With this public statement the bars point at a the series of ministerial orders that  were directly issued by the federal government. Even if ministers want to follow the advice of experts and scientists, the lawyers want to remind them that the state is a democracy and must remain so.  “We are no longer facing a pandemic that we do not know about. We have time for a parliamentary debate. Perhaps we would end up with the same decisions, but then they would have the required legitimacy since they would have been taken by the elected representatives of the nation,” the lawyers wrote

What the bars also fear is growing legal insecurity in the country. Lockdown, curfew, travel restrictions, mask mandates, these legislative changes upset and cloud the understanding of Belgians. “Citizens need clear information from their government. All the more so in this crisis situation” says the president of Avocats.be.

“The pandemic cannot justify everything” and certainly not the fact of ignoring any form of debate.

Media and experts also under fire

This open criticism was echoed by a recent documentary about the biased way and the lack of debate with which the pandemic has been covered in national channels and the mainstream media. The video called “Ceci n’est pas un Complot” (This is not A Conspiracy”) made over 1 million views in a couple of weeks.  Viewers were shocked when they saw archives of a Chatham house conference of Jan. 2019 in which Prof. Marc Van Ranst one of Belgium’s ‘daily experts’ and eminent vaccinologists explained the basic principles of  a good communication strategy during a pandemic drawing on his experience with the H1N1 flu. He made it very clear how useful it was to scare the public and how one could do it starting a daily death count that would feed the mainstream media at all times and how this could be used to promote the ‘life saving vaccines.’

Needless to say a good part of the public opinion didn’t really appreciate this new portrait of their ‘national heroes’.  Shortly thereafter the Prime Minister announced that a public debate would be held in Parliament over the Coronameasures.

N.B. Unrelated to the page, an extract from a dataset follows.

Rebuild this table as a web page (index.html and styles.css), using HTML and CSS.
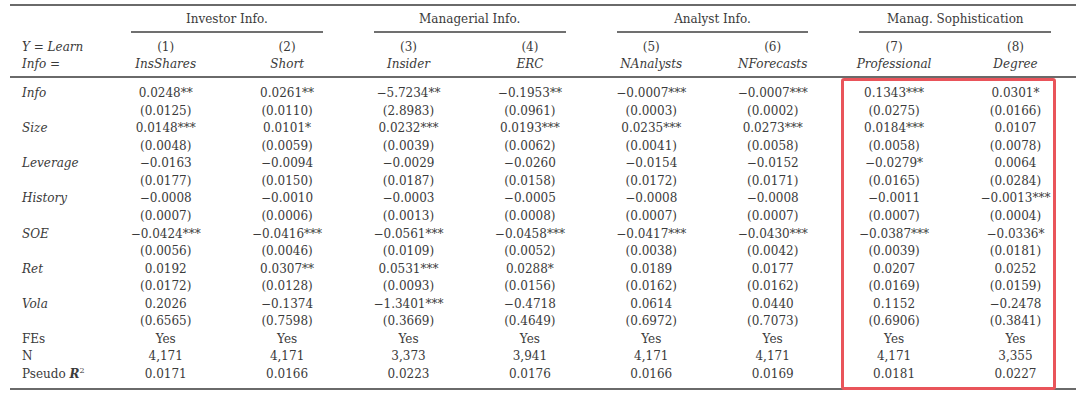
FILE: index.html
```html
<!DOCTYPE html>
<html>
<head>
<meta charset="utf-8">
<link rel="stylesheet" href="styles.css">
</head>
<body>
<div class="page">
<table class="reg">
  <colgroup>
    <col class="c-label">
    <col class="c-num"><col class="c-num"><col class="c-num"><col class="c-num">
    <col class="c-num"><col class="c-num"><col class="c-num"><col class="c-num">
  </colgroup>
  <thead>
    <tr class="grp">
      <th></th>
      <th colspan="2"><div class="gline">Investor Info.</div></th>
      <th colspan="2"><div class="gline">Managerial Info.</div></th>
      <th colspan="2"><div class="gline">Analyst Info.</div></th>
      <th colspan="2"><div class="gline">Manag. Sophistication</div></th>
    </tr>
    <tr class="hd1">
      <th class="lbl"><i>Y</i> = <i>Learn</i></th>
      <th>(1)</th><th>(2)</th><th>(3)</th><th>(4)</th><th>(5)</th><th>(6)</th><th>(7)</th><th>(8)</th>
    </tr>
    <tr class="hd2">
      <th class="lbl"><i>Info</i> =</th>
      <th><i>InsShares</i></th><th><i>Short</i></th><th><i>Insider</i></th><th><i>ERC</i></th>
      <th><i>NAnalysts</i></th><th><i>NForecasts</i></th><th><i>Professional</i></th><th><i>Degree</i></th>
    </tr>
  </thead>
  <tbody>
    <tr class="first"><td class="lbl"><i>Info</i></td><td>0.0248**</td><td>0.0261**</td><td>−5.7234**</td><td>−0.1953**</td><td>−0.0007***</td><td>−0.0007***</td><td>0.1343***</td><td>0.0301*</td></tr>
    <tr><td></td><td>(0.0125)</td><td>(0.0110)</td><td>(2.8983)</td><td>(0.0961)</td><td>(0.0003)</td><td>(0.0002)</td><td>(0.0275)</td><td>(0.0166)</td></tr>
    <tr><td class="lbl"><i>Size</i></td><td>0.0148***</td><td>0.0101*</td><td>0.0232***</td><td>0.0193***</td><td>0.0235***</td><td>0.0273***</td><td>0.0184***</td><td>0.0107</td></tr>
    <tr><td></td><td>(0.0048)</td><td>(0.0059)</td><td>(0.0039)</td><td>(0.0062)</td><td>(0.0041)</td><td>(0.0058)</td><td>(0.0058)</td><td>(0.0078)</td></tr>
    <tr><td class="lbl"><i>Leverage</i></td><td>−0.0163</td><td>−0.0094</td><td>−0.0029</td><td>−0.0260</td><td>−0.0154</td><td>−0.0152</td><td>−0.0279*</td><td>0.0064</td></tr>
    <tr><td></td><td>(0.0177)</td><td>(0.0150)</td><td>(0.0187)</td><td>(0.0158)</td><td>(0.0172)</td><td>(0.0171)</td><td>(0.0165)</td><td>(0.0284)</td></tr>
    <tr><td class="lbl"><i>History</i></td><td>−0.0008</td><td>−0.0010</td><td>−0.0003</td><td>−0.0005</td><td>−0.0008</td><td>−0.0008</td><td>−0.0011</td><td>−0.0013***</td></tr>
    <tr><td></td><td>(0.0007)</td><td>(0.0006)</td><td>(0.0013)</td><td>(0.0008)</td><td>(0.0007)</td><td>(0.0007)</td><td>(0.0007)</td><td>(0.0004)</td></tr>
    <tr><td class="lbl"><i>SOE</i></td><td>−0.0424***</td><td>−0.0416***</td><td>−0.0561***</td><td>−0.0458***</td><td>−0.0417***</td><td>−0.0430***</td><td>−0.0387***</td><td>−0.0336*</td></tr>
    <tr><td></td><td>(0.0056)</td><td>(0.0046)</td><td>(0.0109)</td><td>(0.0052)</td><td>(0.0038)</td><td>(0.0042)</td><td>(0.0039)</td><td>(0.0181)</td></tr>
    <tr><td class="lbl"><i>Ret</i></td><td>0.0192</td><td>0.0307**</td><td>0.0531***</td><td>0.0288*</td><td>0.0189</td><td>0.0177</td><td>0.0207</td><td>0.0252</td></tr>
    <tr><td></td><td>(0.0172)</td><td>(0.0128)</td><td>(0.0093)</td><td>(0.0156)</td><td>(0.0162)</td><td>(0.0162)</td><td>(0.0169)</td><td>(0.0159)</td></tr>
    <tr><td class="lbl"><i>Vola</i></td><td>0.2026</td><td>−0.1374</td><td>−1.3401***</td><td>−0.4718</td><td>0.0614</td><td>0.0440</td><td>0.1152</td><td>−0.2478</td></tr>
    <tr><td></td><td>(0.6565)</td><td>(0.7598)</td><td>(0.3669)</td><td>(0.4649)</td><td>(0.6972)</td><td>(0.7073)</td><td>(0.6906)</td><td>(0.3841)</td></tr>
    <tr><td class="lbl">FEs</td><td>Yes</td><td>Yes</td><td>Yes</td><td>Yes</td><td>Yes</td><td>Yes</td><td>Yes</td><td>Yes</td></tr>
    <tr><td class="lbl">N</td><td>4,171</td><td>4,171</td><td>3,373</td><td>3,941</td><td>4,171</td><td>4,171</td><td>4,171</td><td>3,355</td></tr>
    <tr class="last"><td class="lbl">Pseudo <i class="r">R</i><sup>2</sup></td><td>0.0171</td><td>0.0166</td><td>0.0223</td><td>0.0176</td><td>0.0166</td><td>0.0169</td><td>0.0181</td><td>0.0227</td></tr>
  </tbody>
</table>
<div class="highlight"></div>
</div>
</body>
</html>
```

FILE: styles.css
```css
html, body {
  margin: 0;
  padding: 0;
  background: #ffffff;
  overflow: hidden;
}

.page {
  position: relative;
  width: 1080px;
  height: 400px;
  padding: 4px 0 0 10px;
  box-sizing: border-box;
}

.reg {
  width: 1066px;
  table-layout: fixed;
  border-collapse: collapse;
  font-family: "DejaVu Serif", "Liberation Serif", serif;
  font-size: 12px;
  color: #3a3a3a;
  border-top: 2px solid #6a6a6a;
  border-bottom: 2px solid #6a6a6a;
}

.c-label { width: 95px; }
.c-num { width: 121.4px; }

.reg th,
.reg td {
  padding: 0;
  font-weight: normal;
  text-align: center;
  white-space: nowrap;
  line-height: 17.56px;
  height: 17.56px;
}

.reg .lbl {
  text-align: left;
  padding-left: 12px;
}

.grp th {
  padding: 0;
}

.gline {
  margin: 0 25px 0 26px;
  padding: 4px 0 3px;
  line-height: 18px;
  border-bottom: 2px solid #707070;
}

.hd1 th {
  padding-top: 6px;
  line-height: 17px;
  height: 17px;
}

.hd2 th {
  line-height: 17px;
  height: 17px;
  padding-bottom: 3px;
  border-bottom: 2px solid #6a6a6a;
}

.first td {
  padding-top: 7px;
}

.last td {
  padding-bottom: 4px;
}

.r {
  font-weight: bold;
}

sup {
  font-size: 8px;
  line-height: 0;
  vertical-align: 5px;
}

.highlight {
  position: absolute;
  left: 841px;
  top: 78px;
  width: 215px;
  height: 312px;
  border: 3px solid #e9545a;
  border-radius: 3px;
  box-sizing: border-box;
}
```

Meanwhile the government had taken the decision to close its borders for non-essential travel in an attempt to block its population to leave on winter holidays. Belgium, France and Germany carry on with strict measures whilst some of their European neighbours like Italy, Austria, Espagne, Poland, Greece start to release the pressure on the society and take decisions which respect the economic context and the public opinion in favour of reopening.

The European Commission reacted in an open letter to the 27 members of the Union against the closure of borders and called to the respect of the principles of proportionality and non-discrimination.  Belgium did not change its decision to keep its borders closed until the 1st of April, but announced ‘a possible reevaluation’.  The country’s experts keep the confusion going with forecasts of variants and a third wave and insist that the measures have to be maintained while indicators of hospital capacity and mortality are stable and low.   Debates in Brussels at national and European level are much awaited and could and should be heated.